Member Since: Oct 2007
Location: Fayetteville, AR
Posts: 2,798
i feel like youre describing my last relationship. i told him "its amazing how every other person in the world can get their ex to stop contacting them but you magically cant?" he always said he didn't want her and hated her but would hide texts from me and even lied to me a few times about hanging out with her.

i ended up break up with him because one day i came to his house and the photo album with all her pics and notes from her was gone. Then he told me that he had thrown out the album but took out the pics he wanted and kept them and wouldn't tell me where they were. So I left, I couldn't handle feeling like I had to fight for him anymore. but then again she would send him texts saying how much she missed him etc...

I don't know if yours is like that but ours included him hiding her from me which was, ultimately what broke us up. I'm the kind of person where, when I break up with a guy I get rid of everything. pictures, notes, love letters - everything. And he kept everything he had of her and it just ate away at me.

personally, I think it's a little unfair to you if he is with you while still having feelings for his ex. i'm not saying there is anything wrong with him, if they were together for years and it was a shock to him then it's no surprise that he's not over her.
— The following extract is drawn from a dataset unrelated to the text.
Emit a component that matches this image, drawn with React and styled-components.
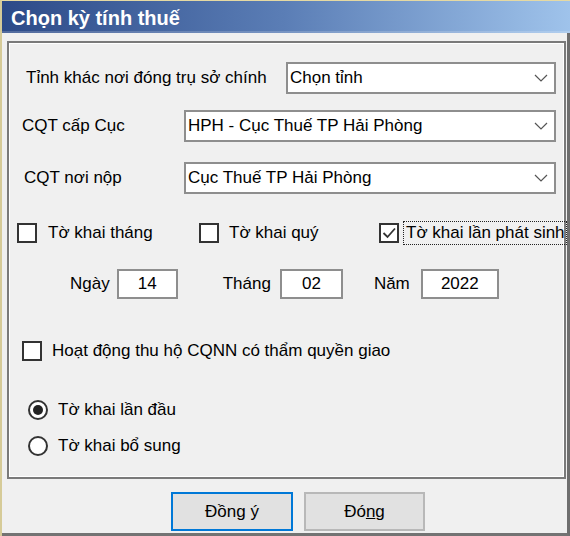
import React from "react";
import styled, { createGlobalStyle } from "styled-components";

const GlobalStyle = createGlobalStyle`
  html, body { margin: 0; padding: 0; background: #f0f0f0; }
  body { font-family: "Liberation Sans", Arial, sans-serif; color: #000; }
`;

const Window = styled.div`
  box-sizing: border-box;
  width: 570px;
  height: 536px;
  background: #f0f0f0;
  border-top: 1px solid #e5d9a3;
  border-left: 2px solid #d6cb98;
  display: flex;
  flex-direction: column;
`;

const TitleBar = styled.div`
  box-sizing: border-box;
  height: 32px;
  padding: 3px 0 0 9px;
  line-height: 29px;
  font-size: 20px;
  font-weight: bold;
  color: #fff;
  background: linear-gradient(to right, #2c4a88 0%, #5b7eb6 50%, #9fc3eb 100%);
  box-shadow: inset 0 -2px 0 rgba(255, 255, 255, 0.18);
`;

const Body = styled.div`
  box-sizing: border-box;
  flex: 1;
  padding: 8px 0 0 5px;
  border-right: 3px solid #6e6e6e;
  border-bottom: 3px solid #737373;
`;

const Group = styled.div`
  box-sizing: border-box;
  width: 559px;
  height: 438px;
  border: 2px solid #7a7a7a;
  box-shadow: inset 1px 1px 0 #fff, inset -1px -1px 0 #fff;
  display: flex;
  flex-direction: column;
`;

const Row = styled.div`
  display: flex;
  align-items: center;
  height: ${(p) => p.$h}px;
  margin-top: ${(p) => p.$mt}px;
  padding-left: ${(p) => p.$pl}px;
  padding-right: 8px;
  font-size: 17px;
`;

const Label = styled.span`
  white-space: nowrap;
  margin-left: ${(p) => p.$ml || 0}px;
`;

const Select = styled.div`
  box-sizing: border-box;
  margin-left: auto;
  width: ${(p) => p.$w}px;
  height: 32px;
  background: #fff;
  border: 2px solid #8e8e8e;
  display: flex;
  align-items: center;
  padding: 0 6px 0 2px;
  font-size: 17px;
`;

const SelectText = styled.span`
  flex: 1;
  white-space: nowrap;
`;

const Chevron = () => (
  <svg width="14" height="8" viewBox="0 0 14 8">
    <path d="M1 1 L7 7 L13 1" fill="none" stroke="#555" strokeWidth="1.2" />
  </svg>
);

const CheckGrid = styled.div`
  display: grid;
  grid-template-columns: 182px 180px auto;
  align-items: center;
  height: 22px;
  margin-top: 28px;
  padding-left: 8px;
  font-size: 17px;
`;

const CheckItem = styled.div`
  display: flex;
  align-items: center;
  white-space: nowrap;
`;

const Box = styled.div`
  box-sizing: border-box;
  width: 20px;
  height: 20px;
  border: 2px solid #333;
  background: #fff;
  flex: none;
  display: flex;
  align-items: center;
  justify-content: center;
  margin-right: ${(p) => p.$gap}px;
`;

const Focus = styled.span`
  outline: 1px dotted #222;
  padding: 0 1px 1px 2px;
  line-height: 21px;
`;

const Input = styled.div`
  box-sizing: border-box;
  width: ${(p) => p.$w}px;
  height: 30px;
  margin-left: ${(p) => p.$ml}px;
  background: #fff;
  border: 2px solid #8e8e8e;
  display: flex;
  align-items: center;
  justify-content: center;
  font-size: 17px;
`;

const Radio = styled.div`
  box-sizing: border-box;
  width: 20px;
  height: 20px;
  border-radius: 50%;
  border: 2px solid #333;
  background: #fff;
  margin-right: 10px;
  flex: none;
  display: flex;
  align-items: center;
  justify-content: center;
`;

const Dot = styled.div`
  width: 10px;
  height: 10px;
  border-radius: 50%;
  background: #222;
`;

const ButtonRow = styled.div`
  display: flex;
  gap: 11px;
  margin-top: 13px;
  padding-left: 164px;
`;

const Button = styled.div`
  box-sizing: border-box;
  width: ${(p) => p.$w}px;
  height: 39px;
  background: #e1e1e1;
  border: 2px solid ${(p) => (p.$primary ? "#0078d7" : "#b8b8b8")};
  display: flex;
  align-items: center;
  justify-content: center;
  font-size: 17px;
`;

const Check = () => (
  <svg width="16" height="16" viewBox="0 0 16 16">
    <path d="M2.5 8 L6.5 12 L14 3.5" fill="none" stroke="#333" strokeWidth="1.8" />
  </svg>
);

export default function App() {
  return (
    <>
      <GlobalStyle />
      <Window>
        <TitleBar>Chọn kỳ tính thuế</TitleBar>
        <Body>
          <Group>
            <Row $h={32} $mt={19} $pl={17}>
              <Label>Tỉnh khác nơi đóng trụ sở chính</Label>
              <Select $w={270}>
                <SelectText>Chọn tỉnh</SelectText>
                <Chevron />
              </Select>
            </Row>
            <Row $h={32} $mt={16} $pl={13}>
              <Label>CQT cấp Cục</Label>
              <Select $w={372}>
                <SelectText>HPH - Cục Thuế TP Hải Phòng</SelectText>
                <Chevron />
              </Select>
            </Row>
            <Row $h={32} $mt={20} $pl={15}>
              <Label>CQT nơi nộp</Label>
              <Select $w={372}>
                <SelectText>Cục Thuế TP Hải Phòng</SelectText>
                <Chevron />
              </Select>
            </Row>
            <CheckGrid>
              <CheckItem>
                <Box $gap={11} />
                Tờ khai tháng
              </CheckItem>
              <CheckItem>
                <Box $gap={10} />
                Tờ khai quý
              </CheckItem>
              <CheckItem>
                <Box $gap={5}>
                  <Check />
                </Box>
                <Focus>Tờ khai lần phát sinh</Focus>
              </CheckItem>
            </CheckGrid>
            <Row $h={30} $mt={25} $pl={61}>
              <Label>Ngày</Label>
              <Input $w={61} $ml={7}>14</Input>
              <Label $ml={45}>Tháng</Label>
              <Input $w={63} $ml={9}>02</Input>
              <Label $ml={31}>Năm</Label>
              <Input $w={78} $ml={11}>2022</Input>
            </Row>
            <Row $h={22} $mt={41} $pl={13}>
              <Box $gap={10} />
              <Label>Hoạt động thu hộ CQNN có thẩm quyền giao</Label>
            </Row>
            <Row $h={22} $mt={37} $pl={19}>
              <Radio>
                <Dot />
              </Radio>
              <Label>Tờ khai lần đầu</Label>
            </Row>
            <Row $h={22} $mt={14} $pl={19}>
              <Radio />
              <Label>Tờ khai bổ sung</Label>
            </Row>
          </Group>
          <ButtonRow>
            <Button $w={122} $primary>
              <span>
                Đồn<u>g</u> ý
              </span>
            </Button>
            <Button $w={121}>
              <span>
                Đó<u>n</u>g
              </span>
            </Button>
          </ButtonRow>
        </Body>
      </Window>
    </>
  );
}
You need to have an open discussion with him and find out if she is contacting him because he wants her to, if he actually wants to get over her or if he's just waiting for her to "come around" or what. I know it's a horrible feeling thinking that you have to dive that deep but he could be lying to himself and not even realize it. And the big thing is if he WANTS your help. My ex didn't want to admit that he still had feelings for her and didn't want to admit that he LOVED the attention she gave him. he even told me that maybe if I did more things that she did (text him saying I miss him etc) that he wouldn't talk to her anymore. So I didn't have the patience to help someone that didn't want my help. but if he admits any feelings he has and says that he wants to make an honest effort to get over her then go for it. Its just not worth sticking around if he can't even admit that something is going on. And if you notice a different in him, then chances are its real - you don't imagine changes in a person's mood y'know? so I say just talk with him - wherever the talk goes will tell you what needs to happen. (sorry for the rant)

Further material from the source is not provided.